Key Experimental Results¶
Main Results (5 labeled nodes/class)¶
| Dataset | PKD | Runner-up | Gain |
|---|---|---|---|
| Cornell | 87.0% | 82.0% (IceBerg) | +5.0% |
| Cora | 91.14% | 79.5% (PopT) | +11.6% |
| Washington | 83.74% | 79.76% (IceBerg) | +3.98% |
| Texas | 86.31% | 84.85% (FairGKD) | +1.46% |
PKD achieves consistently best or second-best performance across all 9 datasets.
Ablation Study¶
| Component | Effect of Removal |
|---|---|
| GTA prompts | Degraded graph comprehension |
| DNS module | Lower neighbor selection quality |
| K-uncertainty | Random node selection performs poorly |
| Full model | Best |
Key Findings¶
- The framework generalizes across different LLM backbones (Llama/Qwen/Mixtral), demonstrating backbone-agnostic applicability.
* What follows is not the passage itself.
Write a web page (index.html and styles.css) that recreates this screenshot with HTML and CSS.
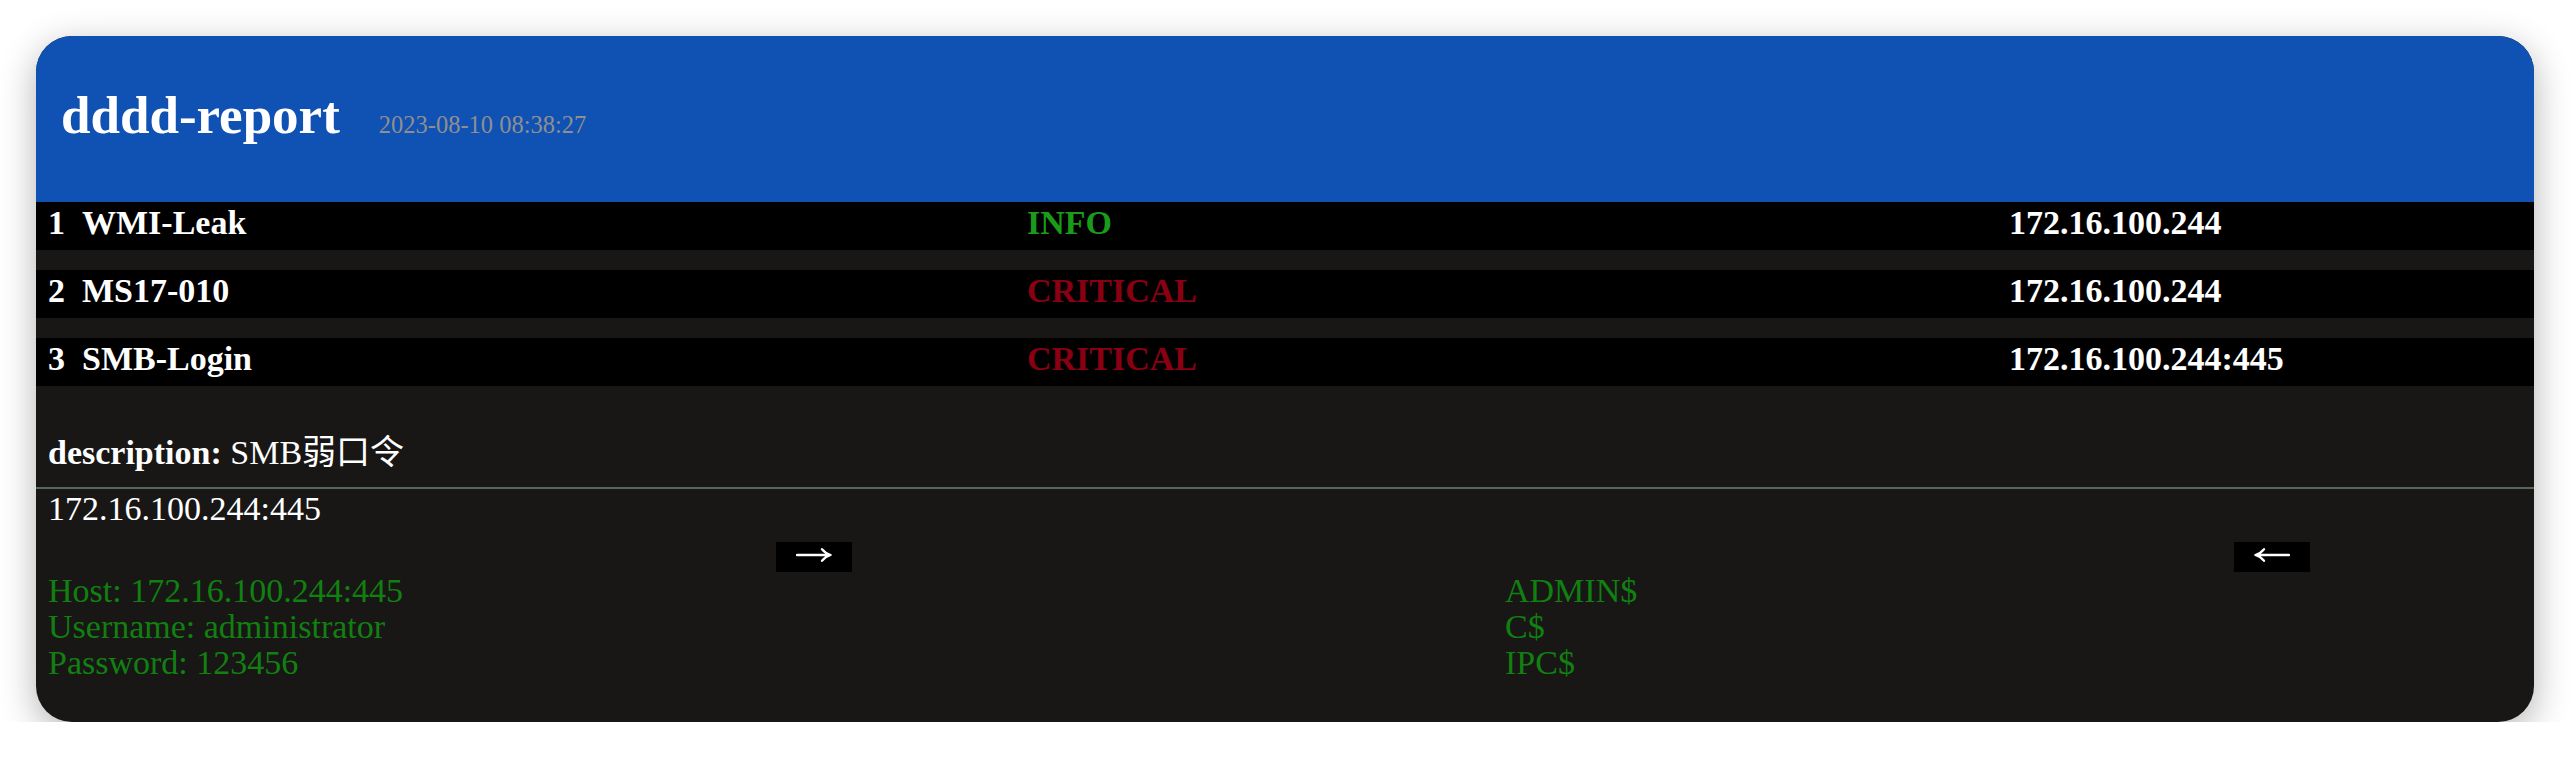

- K-uncertainty-based selection outperforms random selection, validating the value of intelligent node allocation.
- RL-based teacher selection outperforms fixed single-teacher assignment, confirming that topological diversity necessitates varied processing strategies.
Highlights & Insights¶
- The bidirectional preference-driven design elegantly exploits the complementary strengths of LLMs and GNNs — GNNs identify their own uncertainty, while LLMs determine how to resolve it.
- RL-based teacher selection is more adaptive than static assignment, accommodating diverse node topologies.
Limitations & Future Work¶
- Training \(B\) GNN teachers alongside LLM fine-tuning incurs substantial computational cost.
- The framework is limited to node-level classification and has not been extended to edge- or graph-level tasks.
- RL training may exhibit instability.
Related Work & Insights¶
- vs. GraphLLM: GraphLLM replaces GNNs with LLMs entirely; PKD promotes bidirectional collaboration between the two.
- vs. TAPE: TAPE uses LLMs to generate textual features for GNNs; PKD engages in deeper, bidirectional interaction.
Rating¶
- Novelty: ⭐⭐⭐⭐ Bidirectional preference-driven design + RL-based teacher selection
- Experimental Thoroughness: ⭐⭐⭐⭐⭐ 9 datasets + 3 LLM backbones + ablation study
- Writing Quality: ⭐⭐⭐⭐ Framework description is clear and well-structured
- Value: ⭐⭐⭐⭐ A practical solution for few-shot graph learning
- The two-level preference-driven design — LLM selects nodes, RL selects GNNs — reflects the key insight that different nodes suit different GNN architectures.
- PKD surpasses prior state-of-the-art on few-shot node classification and maintains its advantage as the number of labeled samples increases.
- The core contribution lies in the conceptual simplicity and empirical effectiveness of its design.
- Experimental results comprehensively validate the central hypotheses.